>>>>

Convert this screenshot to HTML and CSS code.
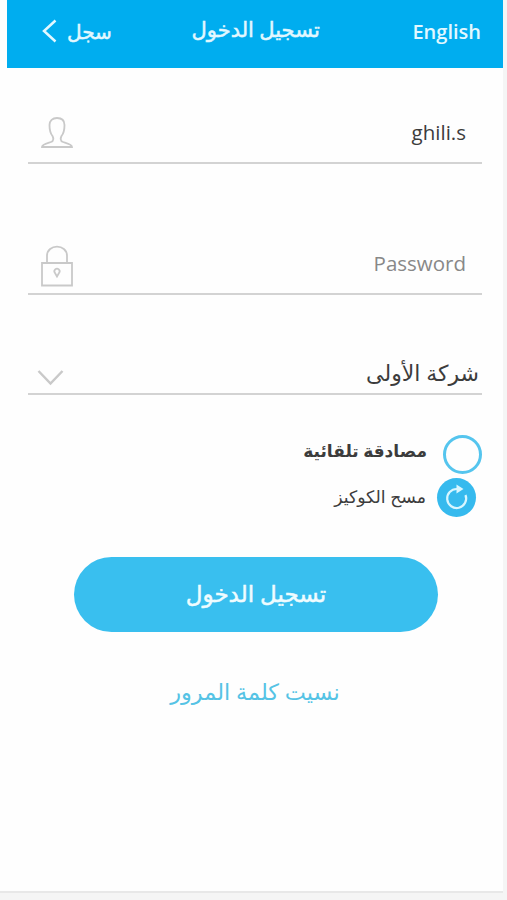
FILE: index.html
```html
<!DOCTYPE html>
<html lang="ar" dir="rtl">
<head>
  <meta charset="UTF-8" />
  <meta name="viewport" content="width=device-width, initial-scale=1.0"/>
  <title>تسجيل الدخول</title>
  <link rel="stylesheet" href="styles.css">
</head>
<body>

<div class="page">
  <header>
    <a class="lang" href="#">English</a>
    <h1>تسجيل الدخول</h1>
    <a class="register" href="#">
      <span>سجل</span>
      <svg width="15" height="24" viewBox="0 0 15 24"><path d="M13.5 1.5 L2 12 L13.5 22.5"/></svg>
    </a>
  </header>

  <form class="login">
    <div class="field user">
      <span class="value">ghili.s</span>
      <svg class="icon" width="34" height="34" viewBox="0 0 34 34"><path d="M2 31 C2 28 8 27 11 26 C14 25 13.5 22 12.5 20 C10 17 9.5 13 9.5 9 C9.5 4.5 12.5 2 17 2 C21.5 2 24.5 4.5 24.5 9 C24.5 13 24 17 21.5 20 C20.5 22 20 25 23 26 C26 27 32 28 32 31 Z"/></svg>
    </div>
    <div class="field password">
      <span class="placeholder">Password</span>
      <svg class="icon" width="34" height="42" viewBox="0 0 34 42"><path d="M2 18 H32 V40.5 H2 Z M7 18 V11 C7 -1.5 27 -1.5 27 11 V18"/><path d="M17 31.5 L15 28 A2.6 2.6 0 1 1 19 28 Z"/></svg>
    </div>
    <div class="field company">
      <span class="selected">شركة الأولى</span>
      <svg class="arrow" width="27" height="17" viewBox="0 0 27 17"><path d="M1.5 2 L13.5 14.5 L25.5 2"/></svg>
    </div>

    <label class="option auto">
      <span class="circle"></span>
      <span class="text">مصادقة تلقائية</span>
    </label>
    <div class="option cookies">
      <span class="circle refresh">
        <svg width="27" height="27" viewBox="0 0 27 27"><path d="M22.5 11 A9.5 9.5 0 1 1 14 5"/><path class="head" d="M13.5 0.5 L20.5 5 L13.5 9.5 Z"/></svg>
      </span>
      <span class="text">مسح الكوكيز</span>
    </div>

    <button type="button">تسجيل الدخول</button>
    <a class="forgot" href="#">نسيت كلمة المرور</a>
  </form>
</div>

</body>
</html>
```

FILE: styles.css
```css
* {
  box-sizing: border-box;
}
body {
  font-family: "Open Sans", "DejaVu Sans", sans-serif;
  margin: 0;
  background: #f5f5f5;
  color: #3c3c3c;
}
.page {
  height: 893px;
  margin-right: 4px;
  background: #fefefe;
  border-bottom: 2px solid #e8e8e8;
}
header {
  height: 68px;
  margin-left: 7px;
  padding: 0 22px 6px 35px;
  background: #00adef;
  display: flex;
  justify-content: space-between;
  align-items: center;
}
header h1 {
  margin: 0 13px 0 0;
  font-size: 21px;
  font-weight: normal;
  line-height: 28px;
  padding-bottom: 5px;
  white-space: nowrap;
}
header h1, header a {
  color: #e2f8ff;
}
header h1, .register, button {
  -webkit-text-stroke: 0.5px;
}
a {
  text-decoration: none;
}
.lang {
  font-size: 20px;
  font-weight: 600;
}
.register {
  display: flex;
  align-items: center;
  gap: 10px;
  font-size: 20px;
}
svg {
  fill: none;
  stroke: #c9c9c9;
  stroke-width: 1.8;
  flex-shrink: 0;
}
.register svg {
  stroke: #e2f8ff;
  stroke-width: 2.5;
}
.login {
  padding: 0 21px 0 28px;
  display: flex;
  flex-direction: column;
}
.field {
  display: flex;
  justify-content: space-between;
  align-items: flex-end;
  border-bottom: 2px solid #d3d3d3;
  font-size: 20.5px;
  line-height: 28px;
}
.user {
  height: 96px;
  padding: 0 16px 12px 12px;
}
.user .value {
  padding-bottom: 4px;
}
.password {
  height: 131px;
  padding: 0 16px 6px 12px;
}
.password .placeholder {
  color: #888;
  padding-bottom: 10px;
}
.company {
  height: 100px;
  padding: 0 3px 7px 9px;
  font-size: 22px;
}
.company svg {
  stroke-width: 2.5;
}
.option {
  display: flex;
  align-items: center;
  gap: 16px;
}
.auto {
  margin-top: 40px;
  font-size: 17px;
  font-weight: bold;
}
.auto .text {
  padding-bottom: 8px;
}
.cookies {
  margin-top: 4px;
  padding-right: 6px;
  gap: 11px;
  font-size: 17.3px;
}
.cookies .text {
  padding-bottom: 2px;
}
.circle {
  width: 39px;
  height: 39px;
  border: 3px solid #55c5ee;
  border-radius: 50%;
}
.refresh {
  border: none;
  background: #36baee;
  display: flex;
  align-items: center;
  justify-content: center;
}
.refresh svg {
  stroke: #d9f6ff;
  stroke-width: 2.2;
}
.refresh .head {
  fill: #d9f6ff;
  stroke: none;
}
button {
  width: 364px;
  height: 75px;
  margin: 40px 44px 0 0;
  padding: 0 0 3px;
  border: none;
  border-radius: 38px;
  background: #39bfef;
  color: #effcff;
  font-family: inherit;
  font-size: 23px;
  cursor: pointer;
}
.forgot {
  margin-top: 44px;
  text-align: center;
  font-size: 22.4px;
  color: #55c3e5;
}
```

<<<<

* TASK TO COMPLETE: Transcribe the material exactly, keeping every word and none of the pictures.

* OUTPUT OF THE EXERCISE:
Convert this screenshot to HTML and CSS code.
FILE: index.html
```html
<!DOCTYPE html>
<html lang="ar" dir="rtl">
<head>
  <meta charset="UTF-8" />
  <meta name="viewport" content="width=device-width, initial-scale=1.0"/>
  <title>تسجيل الدخول</title>
  <link rel="stylesheet" href="styles.css">
</head>
<body>

<div class="page">
  <header>
    <a class="lang" href="#">English</a>
    <h1>تسجيل الدخول</h1>
    <a class="register" href="#">
      <span>سجل</span>
      <svg width="15" height="24" viewBox="0 0 15 24"><path d="M13.5 1.5 L2 12 L13.5 22.5"/></svg>
    </a>
  </header>

  <form class="login">
    <div class="field user">
      <span class="value">ghili.s</span>
      <svg class="icon" width="34" height="34" viewBox="0 0 34 34"><path d="M2 31 C2 28 8 27 11 26 C14 25 13.5 22 12.5 20 C10 17 9.5 13 9.5 9 C9.5 4.5 12.5 2 17 2 C21.5 2 24.5 4.5 24.5 9 C24.5 13 24 17 21.5 20 C20.5 22 20 25 23 26 C26 27 32 28 32 31 Z"/></svg>
    </div>
    <div class="field password">
      <span class="placeholder">Password</span>
      <svg class="icon" width="34" height="42" viewBox="0 0 34 42"><path d="M2 18 H32 V40.5 H2 Z M7 18 V11 C7 -1.5 27 -1.5 27 11 V18"/><path d="M17 31.5 L15 28 A2.6 2.6 0 1 1 19 28 Z"/></svg>
    </div>
    <div class="field company">
      <span class="selected">شركة الأولى</span>
      <svg class="arrow" width="27" height="17" viewBox="0 0 27 17"><path d="M1.5 2 L13.5 14.5 L25.5 2"/></svg>
    </div>

    <label class="option auto">
      <span class="circle"></span>
      <span class="text">مصادقة تلقائية</span>
    </label>
    <div class="option cookies">
      <span class="circle refresh">
        <svg width="27" height="27" viewBox="0 0 27 27"><path d="M22.5 11 A9.5 9.5 0 1 1 14 5"/><path class="head" d="M13.5 0.5 L20.5 5 L13.5 9.5 Z"/></svg>
      </span>
      <span class="text">مسح الكوكيز</span>
    </div>

    <button type="button">تسجيل الدخول</button>
    <a class="forgot" href="#">نسيت كلمة المرور</a>
  </form>
</div>

</body>
</html>
```

FILE: styles.css
```css
* {
  box-sizing: border-box;
}
body {
  font-family: "Open Sans", "DejaVu Sans", sans-serif;
  margin: 0;
  background: #f5f5f5;
  color: #3c3c3c;
}
.page {
  height: 893px;
  margin-right: 4px;
  background: #fefefe;
  border-bottom: 2px solid #e8e8e8;
}
header {
  height: 68px;
  margin-left: 7px;
  padding: 0 22px 6px 35px;
  background: #00adef;
  display: flex;
  justify-content: space-between;
  align-items: center;
}
header h1 {
  margin: 0 13px 0 0;
  font-size: 21px;
  font-weight: normal;
  line-height: 28px;
  padding-bottom: 5px;
  white-space: nowrap;
}
header h1, header a {
  color: #e2f8ff;
}
header h1, .register, button {
  -webkit-text-stroke: 0.5px;
}
a {
  text-decoration: none;
}
.lang {
  font-size: 20px;
  font-weight: 600;
}
.register {
  display: flex;
  align-items: center;
  gap: 10px;
  font-size: 20px;
}
svg {
  fill: none;
  stroke: #c9c9c9;
  stroke-width: 1.8;
  flex-shrink: 0;
}
.register svg {
  stroke: #e2f8ff;
  stroke-width: 2.5;
}
.login {
  padding: 0 21px 0 28px;
  display: flex;
  flex-direction: column;
}
.field {
  display: flex;
  justify-content: space-between;
  align-items: flex-end;
  border-bottom: 2px solid #d3d3d3;
  font-size: 20.5px;
  line-height: 28px;
}
.user {
  height: 96px;
  padding: 0 16px 12px 12px;
}
.user .value {
  padding-bottom: 4px;
}
.password {
  height: 131px;
  padding: 0 16px 6px 12px;
}
.password .placeholder {
  color: #888;
  padding-bottom: 10px;
}
.company {
  height: 100px;
  padding: 0 3px 7px 9px;
  font-size: 22px;
}
.company svg {
  stroke-width: 2.5;
}
.option {
  display: flex;
  align-items: center;
  gap: 16px;
}
.auto {
  margin-top: 40px;
  font-size: 17px;
  font-weight: bold;
}
.auto .text {
  padding-bottom: 8px;
}
.cookies {
  margin-top: 4px;
  padding-right: 6px;
  gap: 11px;
  font-size: 17.3px;
}
.cookies .text {
  padding-bottom: 2px;
}
.circle {
  width: 39px;
  height: 39px;
  border: 3px solid #55c5ee;
  border-radius: 50%;
}
.refresh {
  border: none;
  background: #36baee;
  display: flex;
  align-items: center;
  justify-content: center;
}
.refresh svg {
  stroke: #d9f6ff;
  stroke-width: 2.2;
}
.refresh .head {
  fill: #d9f6ff;
  stroke: none;
}
button {
  width: 364px;
  height: 75px;
  margin: 40px 44px 0 0;
  padding: 0 0 3px;
  border: none;
  border-radius: 38px;
  background: #39bfef;
  color: #effcff;
  font-family: inherit;
  font-size: 23px;
  cursor: pointer;
}
.forgot {
  margin-top: 44px;
  text-align: center;
  font-size: 22.4px;
  color: #55c3e5;
}
```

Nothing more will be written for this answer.